----- DATA SUPPLIED -----

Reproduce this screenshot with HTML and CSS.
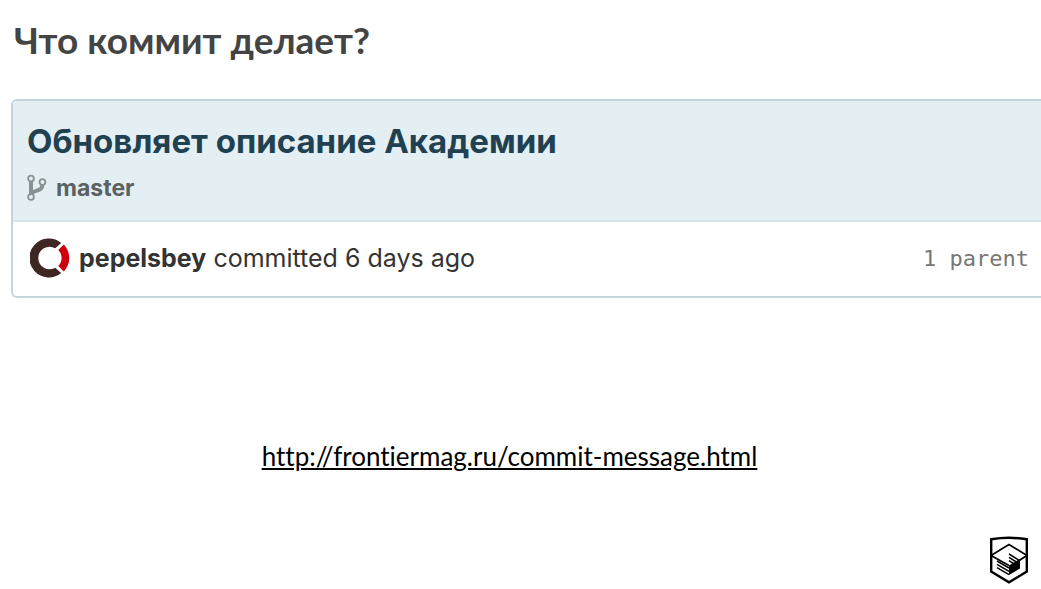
FILE: index.html
```html
<!DOCTYPE html>
<html lang="ru">
<head>
<meta charset="utf-8">
<meta name="viewport" content="width=device-width, initial-scale=1">
<title>Что коммит делает?</title>
<link rel="stylesheet" href="styles.css">
</head>
<body class="slide">
<h1 class="slide-title">Что коммит делает?</h1>
<main class="content">
<article class="commit">
<header class="commit-head">
<h2 class="commit-title">Обновляет описание Академии</h2>
<div class="branch">
<svg class="branch-icon" viewBox="0 0 20 28" aria-hidden="true">
<path d="M4 6V22" fill="none" stroke="#879192" stroke-width="4"/>
<path d="M15.500 10C15.500 17.500 9 15.500 5 19" fill="none" stroke="#879192" stroke-width="4"/>
<g fill="#e4eff4" stroke="#879192" stroke-width="1.800"><circle cx="4" cy="4.500" r="2.900"/><circle cx="15.500" cy="8" r="2.900"/><circle cx="4" cy="23" r="2.900"/></g>
</svg>
<span>master</span>
</div>
</header>
<footer class="commit-meta">
<svg class="avatar" viewBox="0 0 40 40" aria-hidden="true">
<path d="M31.200 4.900A19.500 19.500 0 1 0 31.200 35.100L25.200 29.800A11.300 11.300 0 1 1 25.200 10.200Z" fill="#3e2723"/>
<path d="M33.800 6.500A19.500 19.500 0 0 1 33.800 33.500L28.300 28A11.300 11.300 0 0 0 28.300 12Z" fill="#ce000c"/>
</svg>
<p class="author"><strong>pepelsbey</strong> committed 6 days ago</p>
<span class="parent">1 parent</span>
</footer>
</article>
<a class="source" href="http://frontiermag.ru/commit-message.html">http://frontiermag.ru/commit-message.html</a>
</main>
<footer class="slide-foot">
<svg class="logo" viewBox="0 0 40 48" role="img" aria-label="HTML Academy">
<path d="M2.200 3.300Q20 .3 37.800 3.300V35.500L20 46.300L2.200 35.500Z" fill="none" stroke="#000" stroke-width="2.400"/>
<path d="M2 19.500L20 8.500L38 19.500M2 19.500L20 29.500" fill="none" stroke="#000" stroke-width="1.600"/>
<path d="M20 29.500L38 18.500V20.500L31 25V32.500L20 39Z"/>
<path d="M8 25L20 32M8 28.300L20 35.300M8 31.600L20 38.600M20 18L31 25M20 21.300L29 27M20 24.600L26 28.500" fill="none" stroke="#000" stroke-width="1.500"/>
</svg>
</footer>
</body>
</html>
```
FILE: styles.css
```css
* {
  box-sizing: border-box;
}

.slide {
  display: flex;
  flex-direction: column;
  min-height: 100vh;
  margin: 0;
  overflow-x: hidden;
  background: #fff;
  color: #333;
  font-family: Inter, "Liberation Sans", sans-serif;
}

.slide-title {
  margin: 0;
  padding: 16px 14px 0;
  color: #444;
  font-family: Lato, sans-serif;
  font-size: 37px;
  font-weight: 700;
  line-height: 48px;
}

.content {
  display: flex;
  flex-direction: column;
  margin-top: 35px;
}

.commit {
  margin-left: 11px;
  border: 2px solid #c5d5dd;
  border-right: 0;
  border-radius: 6px 0 0 6px;
  overflow: hidden;
}

.commit-head {
  padding: 20px 14px 18px;
  border-bottom: 2px solid #d8e6ec;
  background: #e4eff4;
}

.commit-title {
  margin: 0;
  color: #224150;
  font-size: 33px;
  font-weight: 700;
  line-height: 40px;
}

.branch {
  display: flex;
  align-items: center;
  gap: 9px;
  margin-top: 13px;
  color: #5c6163;
  font-size: 23px;
  font-weight: 700;
  line-height: 28px;
}

.branch-icon {
  width: 20px;
  height: 28px;
}

.commit-meta {
  display: flex;
  align-items: center;
  padding: 16px 12px 18px 17px;
}

.avatar {
  width: 40px;
  height: 40px;
}

.author {
  flex: 1;
  margin: 0 0 0 9px;
  font-size: 25px;
  line-height: 40px;
}

.parent {
  color: #777;
  font-family: "DejaVu Sans Mono", monospace;
  font-size: 22px;
}

.source {
  align-self: center;
  margin: 140px 22px 0 0;
  color: #000;
  font-family: Lato, sans-serif;
  font-size: 26px;
  font-variant-ligatures: none;
  line-height: 36px;
}

.slide-foot {
  display: flex;
  justify-content: flex-end;
  margin-top: auto;
  padding: 0 12px 5px;
}

.logo {
  width: 40px;
  height: 48px;
}
```
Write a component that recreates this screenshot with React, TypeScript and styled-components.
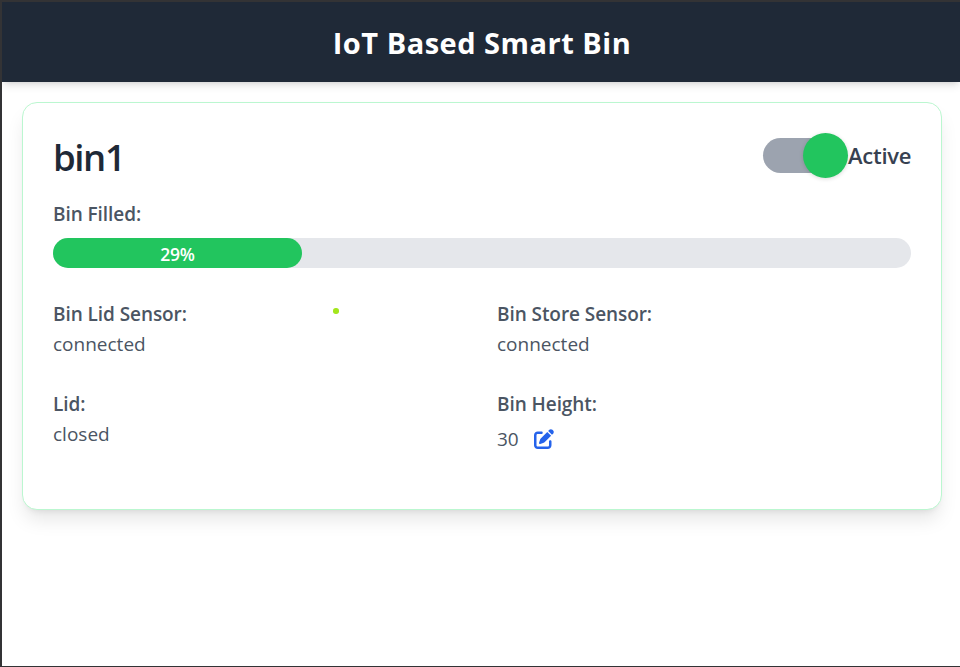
import React from "react";
import styled, { createGlobalStyle } from "styled-components";
import { FaPenToSquare } from "react-icons/fa6";

const GlobalStyle = createGlobalStyle`
  *, *::before, *::after { box-sizing: border-box; }
  body { margin: 0; background: #fff; overflow: hidden; }
`;

const Window = styled.div`
  width: 960px;
  height: 667px;
  border: solid #333335;
  border-width: 2px 0 1px 2px;
  background: #fff;
  overflow: hidden;
  position: relative;
  font-family: "Segoe UI", "Open Sans", "Noto Sans", sans-serif;
  color: #4b5563;
`;

const Header = styled.header`
  height: 80px;
  display: flex;
  align-items: center;
  justify-content: center;
  background: #1f2937;
  box-shadow: 0 5px 7.5px -1px rgba(0, 0, 0, 0.1), 0 2.5px 5px -2.5px rgba(0, 0, 0, 0.1);
`;

const Title = styled.h1`
  margin: 0;
  padding-top: 2px;
  padding-left: 2px;
  font-size: 29px;
  line-height: 40px;
  font-weight: 700;
  letter-spacing: 0.5px;
  color: #fff;
`;

const Card = styled.main`
  margin: 20px 18px 0 20px;
  height: 408px;
  padding: 29px 30px;
  border: 1.25px solid #bbf7d0;
  border-radius: 15px;
  background: #fff;
  box-shadow: 0 12.5px 18.75px -3.75px rgba(0, 0, 0, 0.1), 0 5px 7.5px -5px rgba(0, 0, 0, 0.1);
`;

const TopRow = styled.div`
  display: flex;
  align-items: center;
  justify-content: space-between;
  height: 46px;
`;

const BinName = styled.h2`
  margin: 0;
  padding-top: 4px;
  font-size: 36.5px;
  line-height: 46px;
  font-weight: 600;
  letter-spacing: -1.4px;
  color: #1f2937;
`;

const SwitchLabel = styled.div`
  display: flex;
  align-items: center;
  font-size: 22px;
  font-weight: 600;
  letter-spacing: -0.25px;
  color: #374151;
`;

const SwitchText = styled.span`
  width: 63px;
  white-space: nowrap;
`;

const Track = styled.div`
  display: flex;
  align-items: center;
  justify-content: flex-end;
  width: 85px;
  height: 35px;
  border-radius: 18px;
  background: linear-gradient(to right, #9ca3af 65px, transparent 65px);
`;

const Knob = styled.div`
  flex: none;
  width: 45px;
  height: 45px;
  border-radius: 50%;
  background: #22c55e;
  box-shadow: 0 1px 4px rgba(0, 0, 0, 0.15);
`;

const Label = styled.div`
  font-size: 19px;
  line-height: 30px;
  font-weight: 600;
  letter-spacing: -0.07px;
  white-space: nowrap;
`;

const Value = styled.div<{ $tall?: boolean }>`
  display: flex;
  align-items: center;
  gap: 15px;
  height: ${(p) => (p.$tall ? 40 : 30)}px;
  font-size: 19px;
  line-height: 30px;
`;

const FillSection = styled.section`
  margin-top: 21px;
`;

const Bar = styled.div`
  margin-top: 9px;
  height: 30px;
  border-radius: 15px;
  background: #e5e7eb;
`;

const BarFill = styled.div`
  height: 30px;
  padding-top: 2px;
  border-radius: 15px;
  background: #22c55e;
  color: #fff;
  font-size: 17.5px;
  line-height: 28px;
  font-weight: 600;
  letter-spacing: -0.3px;
  text-align: center;
`;

const Grid = styled.section`
  display: grid;
  grid-template-columns: 1fr 1fr;
  gap: 30px;
  margin-top: 31px;
`;

const EditButton = styled.button`
  display: flex;
  padding: 0;
  border: 0;
  background: none;
  color: #2563eb;
`;

const Marker = styled.span`
  position: absolute;
  left: 331px;
  top: 306px;
  width: 5.5px;
  height: 5.5px;
  border-radius: 50%;
  background: #a3e61c;
`;

const level = 29;

export default function App() {
  return (
    <Window>
      <GlobalStyle />
      <Header>
        <Title>IoT Based Smart Bin</Title>
      </Header>
      <Card>
        <TopRow>
          <BinName>bin1</BinName>
          <SwitchLabel>
            <Track>
              <Knob />
            </Track>
            <SwitchText>Active</SwitchText>
          </SwitchLabel>
        </TopRow>
        <FillSection>
          <Label>Bin Filled:</Label>
          <Bar>
            <BarFill style={{ width: `${level}%` }}>{level}%</BarFill>
          </Bar>
        </FillSection>
        <Grid>
          <div>
            <Label>Bin Lid Sensor:</Label>
            <Value>connected</Value>
          </div>
          <div>
            <Label>Bin Store Sensor:</Label>
            <Value>connected</Value>
          </div>
          <div>
            <Label>Lid:</Label>
            <Value>closed</Value>
          </div>
          <div>
            <Label>Bin Height:</Label>
            <Value $tall>
              <span>30</span>
              <EditButton aria-label="Edit bin height">
                <FaPenToSquare size={20} />
              </EditButton>
            </Value>
          </div>
        </Grid>
      </Card>
      <Marker />
    </Window>
  );
}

-----

§ WHAT IS EXPECTED
From the entries above, list each line with "components" in it.

§ EXPECTED ANSWER
Write a component that recreates this screenshot with React, TypeScript and styled-components.
import styled, { createGlobalStyle } from "styled-components";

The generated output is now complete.